**Material for this exercise:**
-------
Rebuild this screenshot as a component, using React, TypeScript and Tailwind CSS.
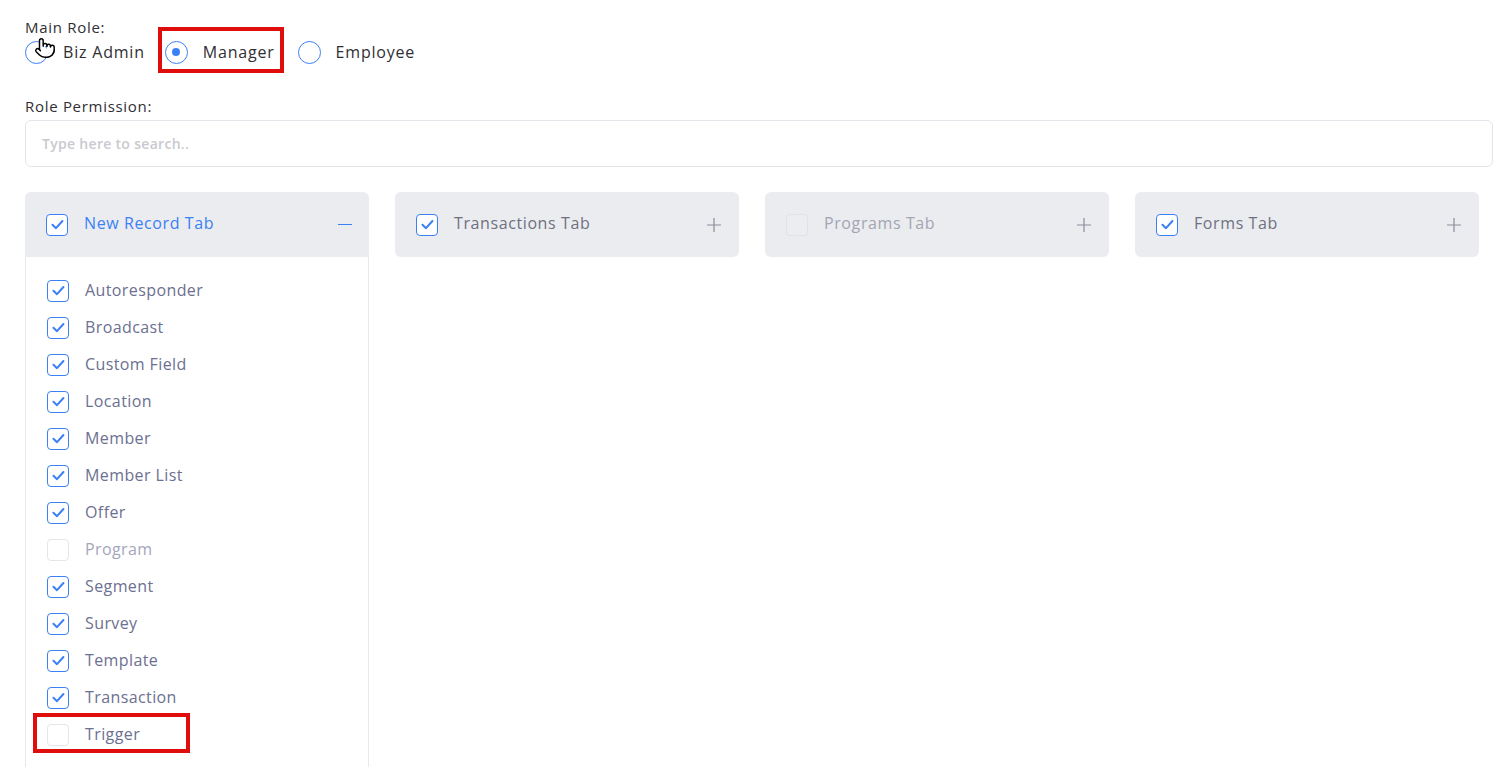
import { Pointer } from 'lucide-react';

const ITEMS: { label: string; checked: boolean }[] = [
  { label: 'Autoresponder', checked: true },
  { label: 'Broadcast', checked: true },
  { label: 'Custom Field', checked: true },
  { label: 'Location', checked: true },
  { label: 'Member', checked: true },
  { label: 'Member List', checked: true },
  { label: 'Offer', checked: true },
  { label: 'Program', checked: false },
  { label: 'Segment', checked: true },
  { label: 'Survey', checked: true },
  { label: 'Template', checked: true },
  { label: 'Transaction', checked: true },
  { label: 'Trigger', checked: false },
];

function Check({ checked }: { checked: boolean }) {
  if (!checked) {
    return <span className="w-[22px] h-[22px] rounded-[4px] border border-[#e4e6ec] bg-white shrink-0" />;
  }
  return (
    <span className="w-[22px] h-[22px] rounded-[4px] border-[1.5px] border-[#3b80f5] bg-white shrink-0 flex items-center justify-center">
      <svg width="15" height="15" viewBox="0 0 14 14" fill="none">
        <path d="M2.3 7.3 L5.6 10.4 L11.6 3.7" stroke="#3b80f5" strokeWidth="1.9" strokeLinecap="round" strokeLinejoin="round" />
      </svg>
    </span>
  );
}

function Radio({ selected }: { selected?: boolean }) {
  return (
    <span className="w-[23px] h-[23px] rounded-full border border-[#3b80f5] bg-white flex items-center justify-center shrink-0">
      {selected && <span className="w-[8px] h-[8px] rounded-full bg-[#3b80f5]" />}
    </span>
  );
}

function Plus() {
  return (
    <svg width="16" height="16" viewBox="0 0 16 16" fill="none">
      <path d="M8 1v14M1 8h14" stroke="#8b8c99" strokeWidth="1.2" />
    </svg>
  );
}

function TabCard({ title, checked, disabled }: { title: string; checked: boolean; disabled?: boolean }) {
  return (
    <div className="w-[344px] shrink-0 h-[65px] rounded-[6px] bg-[#ebecf0] flex items-center pl-[21px] pr-[17px]">
      {disabled ? (
        <span className="w-[22px] h-[22px] rounded-[4px] border border-[#e1e2e8] bg-[#ecedf1] shrink-0" />
      ) : (
        <Check checked={checked} />
      )}
      <span className={`ml-4 mb-[3px] text-[16px] font-medium tracking-[0.6px] ${disabled ? 'text-[#a3a5b3]' : 'text-[#6e717f]'}`}>{title}</span>
      <span className="ml-auto flex"><Plus /></span>
    </div>
  );
}

export default function App() {
  return (
    <div className="min-h-screen bg-white pl-[25px] pr-[5px] pt-[17px] text-[#2f2f33]" style={{ fontFamily: '"Open Sans", "Noto Sans", sans-serif' }}>
      <div className="text-[15px] leading-[20px] tracking-[0.7px]">Main Role:</div>
      <div className="flex items-center h-[30px] text-[16px] tracking-[0.8px]">
        <label className="relative flex items-center gap-[15px]">
          <Radio />
          <span>Biz Admin</span>
          <Pointer size={22} strokeWidth={1.6} className="absolute left-[9px] top-[-3px] text-black fill-white" />
        </label>
        <label className="relative flex items-center gap-[15px] ml-[20px]">
          <Radio selected />
          <span>Manager</span>
          <span className="absolute left-[-7px] right-[-9px] top-[-13px] bottom-[-9px] border-[4px] border-[#e00d0d]" />
        </label>
        <label className="flex items-center gap-[15px] ml-[23px]">
          <Radio />
          <span>Employee</span>
        </label>
      </div>

      <div className="mt-[29px] text-[15px] leading-[20px] tracking-[0.7px]">Role Permission:</div>
      <div className="mt-[4px] h-[47px] rounded-[6px] border border-[#e3e5ea] flex items-center px-4">
        <input
          placeholder="Type here to search.."
          className="w-full outline-none text-[14px] font-semibold tracking-[0.3px] placeholder:text-[#c9cacf] bg-transparent"
        />
      </div>

      <div className="mt-[25px] flex items-start gap-[26px]">
        <div className="w-[344px] shrink-0">
          <div className="h-[65px] rounded-t-[6px] bg-[#ebecf0] flex items-center pl-[21px] pr-[17px]">
            <Check checked />
            <span className="ml-4 mb-[3px] text-[16px] font-medium tracking-[0.6px] text-[#3b80f5]">New Record Tab</span>
            <span className="ml-auto w-[14px] h-[1.5px] bg-[#3b80f5]" />
          </div>
          <div className="border-x border-[#e8e9ee] pt-[15px] pb-[14px] pl-[21px]">
            {ITEMS.map(it => (
              <div key={it.label} className="relative h-[37px] flex items-center gap-4">
                <Check checked={it.checked} />
                <span className={`mb-[1px] text-[16px] tracking-[0.4px] ${it.label === 'Program' ? 'text-[#a4a6bb]' : 'text-[#6c7091]'}`}>{it.label}</span>
                {it.label === 'Trigger' && (
                  <span className="absolute left-[-14px] w-[157px] top-[-3px] h-[40px] border-[4px] border-[#e00d0d]" />
                )}
              </div>
            ))}
          </div>
        </div>
        <TabCard title="Transactions Tab" checked />
        <TabCard title="Programs Tab" checked={false} disabled />
        <TabCard title="Forms Tab" checked />
      </div>
    </div>
  );
}
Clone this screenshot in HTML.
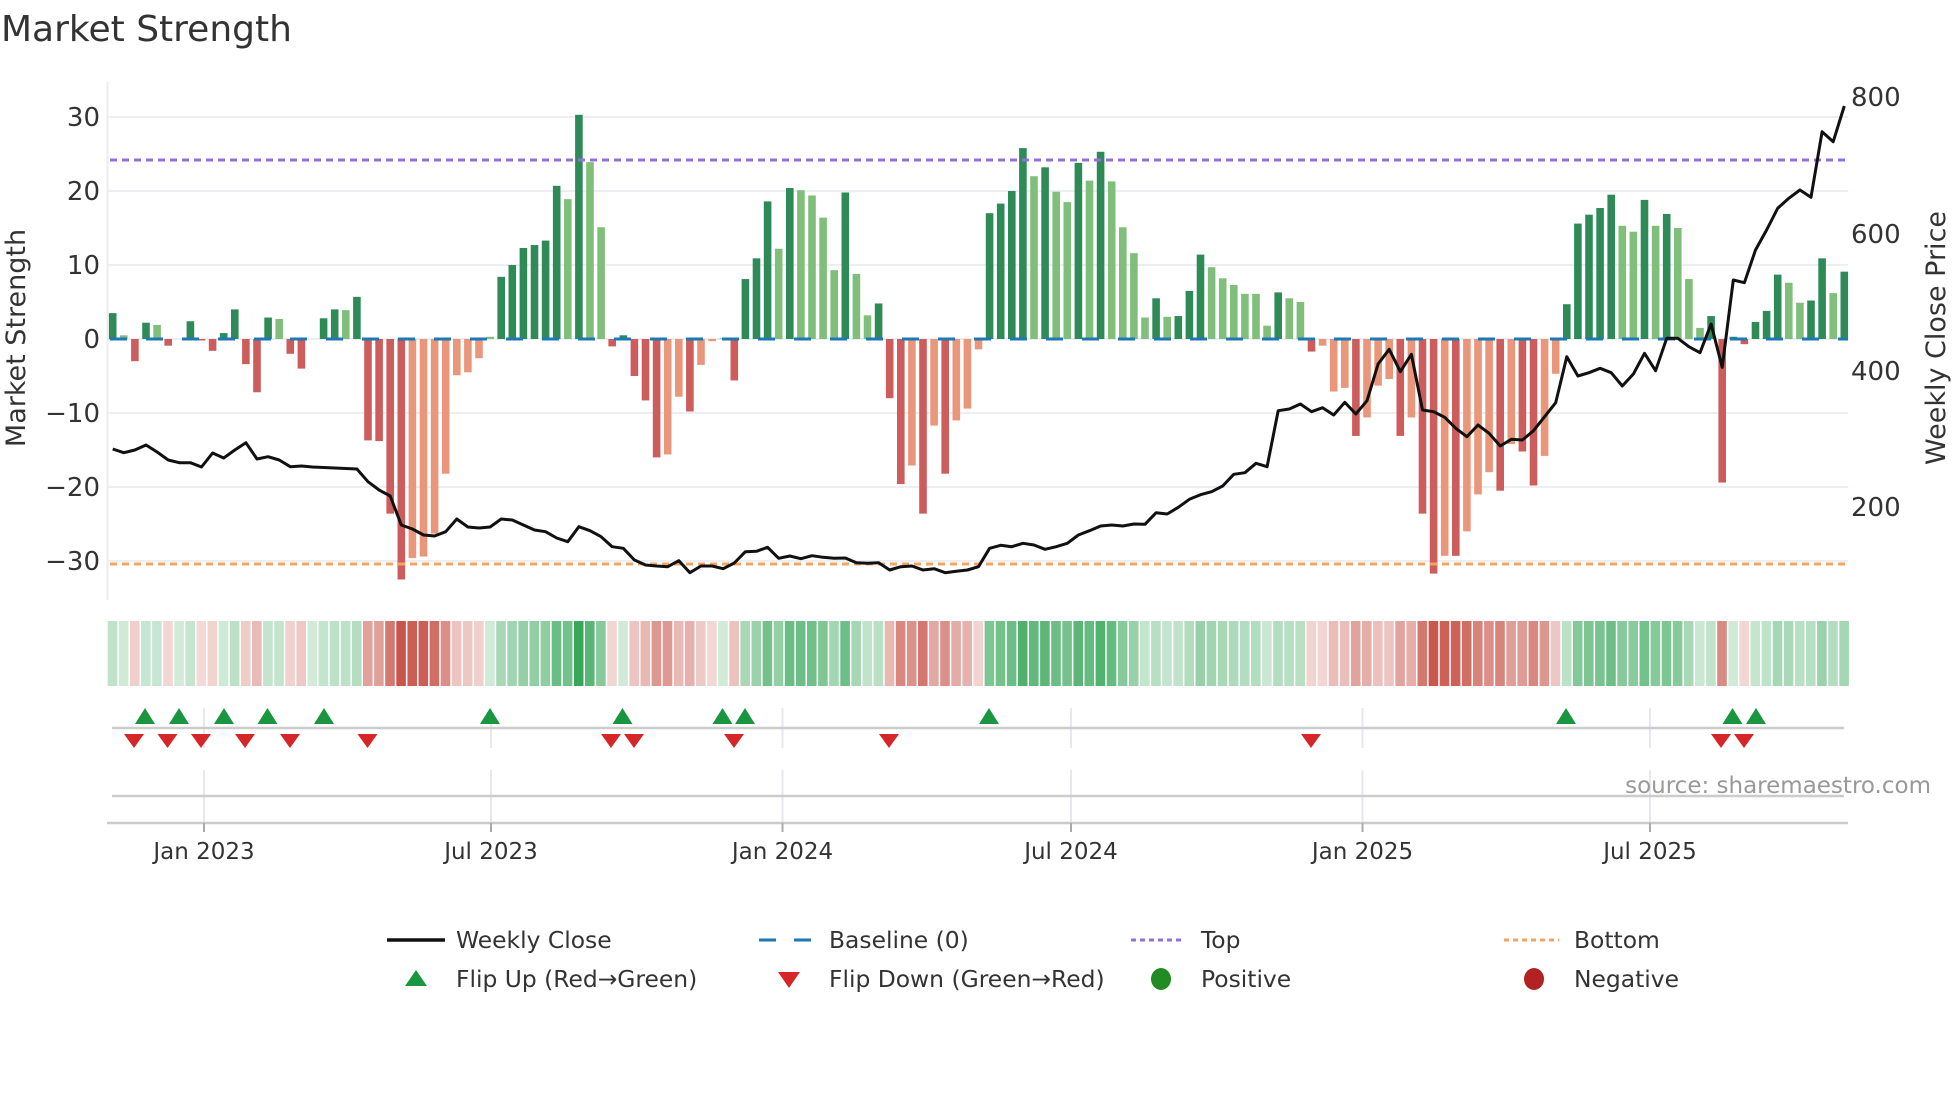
<!DOCTYPE html>
<html><head><meta charset="utf-8"><style>
html,body{margin:0;padding:0;background:#fff;}
svg{display:block;font-family:"DejaVu Sans","Liberation Sans",sans-serif;}
</style></head><body>
<svg id="s" width="1960" height="1102" viewBox="0 0 1960 1102" xmlns="http://www.w3.org/2000/svg">
<text x="1" y="41" font-size="36" fill="#333">Market Strength</text>
<g id="grid" stroke="#eceef3" stroke-width="2"></g>
<line x1="107.5" y1="82" x2="107.5" y2="600" stroke="#eceef3" stroke-width="2"/>
<g font-size="26" fill="#333" text-anchor="end">
<text x="100" y="126">30</text><text x="100" y="200">20</text><text x="100" y="274">10</text>
<text x="100" y="348">0</text><text x="100" y="422">−10</text><text x="100" y="496">−20</text><text x="100" y="570">−30</text>
</g>
<g font-size="26" fill="#333">
<text x="1851" y="106">800</text><text x="1851" y="243">600</text><text x="1851" y="380">400</text><text x="1851" y="516">200</text>
</g>
<text transform="translate(25,338) rotate(-90)" font-size="27" fill="#333" text-anchor="middle">Market Strength</text>
<text transform="translate(1945,338) rotate(-90)" font-size="27" fill="#333" text-anchor="middle">Weekly Close Price</text>
<g id="bars"></g>
<line x1="110" y1="339" x2="1848" y2="339" stroke="#1f77b4" stroke-width="3" stroke-dasharray="17 19"/>
<line x1="110" y1="160" x2="1848" y2="160" stroke="#9370db" stroke-width="3" stroke-dasharray="7 5"/>
<line x1="110" y1="564" x2="1848" y2="564" stroke="#f4a460" stroke-width="3" stroke-dasharray="7 5"/>
<polyline id="price" fill="none" stroke="#111" stroke-width="3" stroke-linejoin="round"/>
<g id="heat"></g>
<g stroke="#e6e8ef" stroke-width="2">
<line x1="204" y1="708" x2="204" y2="748"/><line x1="491" y1="708" x2="491" y2="748"/><line x1="782.5" y1="708" x2="782.5" y2="748"/><line x1="1071" y1="708" x2="1071" y2="748"/><line x1="1362.5" y1="708" x2="1362.5" y2="748"/><line x1="1650" y1="708" x2="1650" y2="748"/>
<line x1="204" y1="770" x2="204" y2="822"/><line x1="491" y1="770" x2="491" y2="822"/><line x1="782.5" y1="770" x2="782.5" y2="822"/><line x1="1071" y1="770" x2="1071" y2="822"/><line x1="1362.5" y1="770" x2="1362.5" y2="822"/><line x1="1650" y1="770" x2="1650" y2="822"/>
</g>
<line x1="112" y1="728" x2="1844" y2="728" stroke="#ccc" stroke-width="2.5"/>
<line x1="112" y1="796" x2="1844" y2="796" stroke="#ccc" stroke-width="2.5"/>
<line x1="107" y1="823" x2="1848" y2="823" stroke="#ccc" stroke-width="2.5"/>
<g stroke="#aaa" stroke-width="2">
<line x1="204" y1="823" x2="204" y2="832"/><line x1="491" y1="823" x2="491" y2="832"/><line x1="782.5" y1="823" x2="782.5" y2="832"/><line x1="1071" y1="823" x2="1071" y2="832"/><line x1="1362.5" y1="823" x2="1362.5" y2="832"/><line x1="1650" y1="823" x2="1650" y2="832"/>
</g>
<g id="marks"></g>
<text x="1931" y="793" font-size="23" fill="#999" text-anchor="end">source: sharemaestro.com</text>
<g font-size="23" fill="#333" text-anchor="middle">
<text x="204" y="859">Jan 2023</text><text x="491" y="859">Jul 2023</text><text x="782.5" y="859">Jan 2024</text><text x="1071" y="859">Jul 2024</text><text x="1362.5" y="859">Jan 2025</text><text x="1650" y="859">Jul 2025</text>
</g>
<g font-size="23.4" fill="#333">
<line x1="387" y1="940" x2="445" y2="940" stroke="#111" stroke-width="3.5"/>
<text x="456" y="948">Weekly Close</text>
<line x1="759" y1="940" x2="812" y2="940" stroke="#1f77b4" stroke-width="3" stroke-dasharray="17 18"/>
<text x="829" y="948">Baseline (0)</text>
<line x1="1131" y1="940" x2="1185" y2="940" stroke="#9370db" stroke-width="3" stroke-dasharray="5 4"/>
<text x="1201" y="948">Top</text>
<line x1="1504" y1="940" x2="1559" y2="940" stroke="#f4a460" stroke-width="3" stroke-dasharray="5 4"/>
<text x="1574" y="948">Bottom</text>
<polygon points="405,986 427,986 416,970" fill="#1a9641"/>
<text x="456" y="987">Flip Up (Red→Green)</text>
<polygon points="778,972 800,972 789,988" fill="#d62728"/>
<text x="829" y="987">Flip Down (Green→Red)</text>
<ellipse cx="1161" cy="979" rx="10" ry="11" fill="#228b22"/>
<text x="1201" y="987">Positive</text>
<ellipse cx="1534" cy="979" rx="10" ry="11" fill="#b22222"/>
<text x="1574" y="987">Negative</text>
</g>
</svg>
<script>
var D=[[3.5,'D'],[0.5,'L'],[-3,'R'],[2.2,'D'],[1.9,'L'],[-0.9,'R'],[0,'L'],[2.4,'D'],[-0.2,'R'],[-1.6,'R'],[0.8,'D'],[4,'D'],[-3.4,'R'],[-7.2,'R'],[2.9,'D'],[2.7,'L'],[-2,'R'],[-4,'R'],[0,'L'],[2.8,'D'],[4,'D'],[3.9,'L'],[5.7,'D'],[-13.7,'R'],[-13.8,'R'],[-23.6,'R'],[-32.5,'R'],[-29.6,'S'],[-29.4,'S'],[-26.3,'S'],[-18.2,'S'],[-4.9,'S'],[-4.5,'S'],[-2.6,'S'],[0.3,'L'],[8.4,'D'],[10,'D'],[12.3,'D'],[12.7,'D'],[13.3,'D'],[20.7,'D'],[18.9,'L'],[30.3,'D'],[23.9,'L'],[15.1,'L'],[-1,'R'],[0.5,'D'],[-5,'R'],[-8.3,'R'],[-16,'R'],[-15.6,'S'],[-7.8,'S'],[-9.8,'R'],[-3.5,'S'],[-0.3,'S'],[0.1,'L'],[-5.6,'R'],[8.1,'D'],[10.9,'D'],[18.6,'D'],[12.2,'L'],[20.4,'D'],[20.1,'L'],[19.4,'L'],[16.4,'L'],[9.3,'L'],[19.8,'D'],[8.8,'L'],[3.2,'L'],[4.8,'D'],[-8,'R'],[-19.6,'R'],[-17.1,'S'],[-23.6,'R'],[-11.7,'S'],[-18.2,'R'],[-11,'S'],[-9.4,'S'],[-1.4,'S'],[17,'D'],[18.3,'D'],[20,'D'],[25.8,'D'],[22,'L'],[23.2,'D'],[19.9,'L'],[18.5,'L'],[23.8,'D'],[21.4,'L'],[25.3,'D'],[21.3,'L'],[15.1,'L'],[11.6,'L'],[2.9,'L'],[5.5,'D'],[3,'L'],[3.1,'D'],[6.5,'D'],[11.4,'D'],[9.7,'L'],[8.2,'L'],[7.3,'L'],[6.1,'L'],[6.1,'L'],[1.8,'L'],[6.3,'D'],[5.5,'L'],[5,'L'],[-1.7,'R'],[-0.9,'S'],[-7.1,'S'],[-6.6,'S'],[-13.1,'R'],[-10.6,'S'],[-6.3,'S'],[-5.4,'S'],[-13.1,'R'],[-10.6,'S'],[-23.6,'R'],[-31.7,'R'],[-29.3,'S'],[-29.3,'R'],[-26,'S'],[-21,'S'],[-18,'S'],[-20.5,'R'],[-14.2,'S'],[-15.2,'R'],[-19.8,'R'],[-15.8,'S'],[-4.7,'S'],[4.7,'D'],[15.6,'D'],[16.8,'D'],[17.7,'D'],[19.5,'D'],[15.3,'L'],[14.5,'L'],[18.8,'D'],[15.3,'L'],[16.9,'D'],[15,'L'],[8.1,'L'],[1.5,'L'],[3.1,'D'],[-19.4,'R'],[0.3,'D'],[-0.7,'R'],[2.3,'D'],[3.8,'D'],[8.7,'D'],[7.6,'L'],[4.9,'L'],[5.2,'D'],[10.9,'D'],[6.2,'L'],[9.1,'D']];
var P=[449,452.7,450,445,452,460,462.7,462.7,467,453,458,450,442.7,459,456.7,460,466.7,466,467,467.5,468,468.5,469,481.7,490,496,525,529,535,536,531.7,519,527,528,527,519,520,525,530,531.7,538,541.7,526.7,530.7,536.7,546.7,548.3,560,565,566,566.7,560.7,572.7,566,566,568.7,563,551.7,551.3,547.3,558.3,556,558.7,555.7,557.3,558.3,558,562.7,563.3,562.7,570,566.7,566,570,568.7,572.7,571.3,570,566.7,548.3,545.3,546.7,543.3,545,549.3,546.7,543.3,535,530.7,526,525,526,524,524.3,512.7,514,507.3,499.3,494.7,491.7,486,474.3,472.7,463.3,466.7,410.7,409,404,411.7,407.7,415,402.3,414,400.7,364,349.3,371.7,354.3,410,411.7,417.3,428.3,436.7,425,433.3,446,439.3,440,430.7,416.7,402.7,356.7,376,372.7,368.3,372.7,386,374,353.3,370.7,338.3,338.3,346.7,352.7,324,367.3,280,282.7,250,230,208.3,198.3,190,197.3,131.7,141.7,106];
var NS='http://www.w3.org/2000/svg';
function el(t,a,p){var e=document.createElementNS(NS,t);for(var k in a)e.setAttribute(k,a[k]);document.getElementById(p).appendChild(e);return e;}
var grid=[117,191,265,339,413,487,561];
grid.forEach(function(y){el('line',{x1:107,x2:1848,y1:y,y2:y},'grid');});
var col={D:'#2e8b57',L:'#7fbf7b',R:'#cd5c5c',S:'#e9967a'};
var pts=[];
for(var i=0;i<D.length;i++){
 var x=112.7+11.1*i,v=D[i][0],h=Math.abs(v)*7.4;
 if(h>0.3) el('rect',{x:x-3.8,width:7.6,y:v>0?339-h:339,height:h,fill:col[D[i][1]]},'bars');
 var t=0.22+0.78*Math.min(1,Math.abs(v)/32);
 var c=v>=0?'rgb(49,163,84)':'rgb(200,85,75)';
 el('rect',{x:x-5,width:9.6,y:621,height:65,fill:c,'fill-opacity':t.toFixed(2)},'heat');
 pts.push(x.toFixed(1)+','+P[i]);
}
document.getElementById('price').setAttribute('points',pts.join(' '));
var up=[145,179,224,267.5,324,490,622.5,722.5,745,989,1566,1732.5,1756];
var dn=[134,167.5,201,245,290,367.5,611,634,734,889,1311,1721,1744];
up.forEach(function(x){el('polygon',{points:(x-10)+',724 '+(x+10)+',724 '+x+',708',fill:'#1a9641'},'marks');});
dn.forEach(function(x){el('polygon',{points:(x-10)+',734 '+(x+10)+',734 '+x+',748',fill:'#d62728'},'marks');});
</script>
</body></html>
-------
**Work instructions:** Where a line above contains the word "screenshot", copy that line.

**Solution to this exercise:**
Rebuild this screenshot as a component, using React, TypeScript and Tailwind CSS.
Clone this screenshot in HTML.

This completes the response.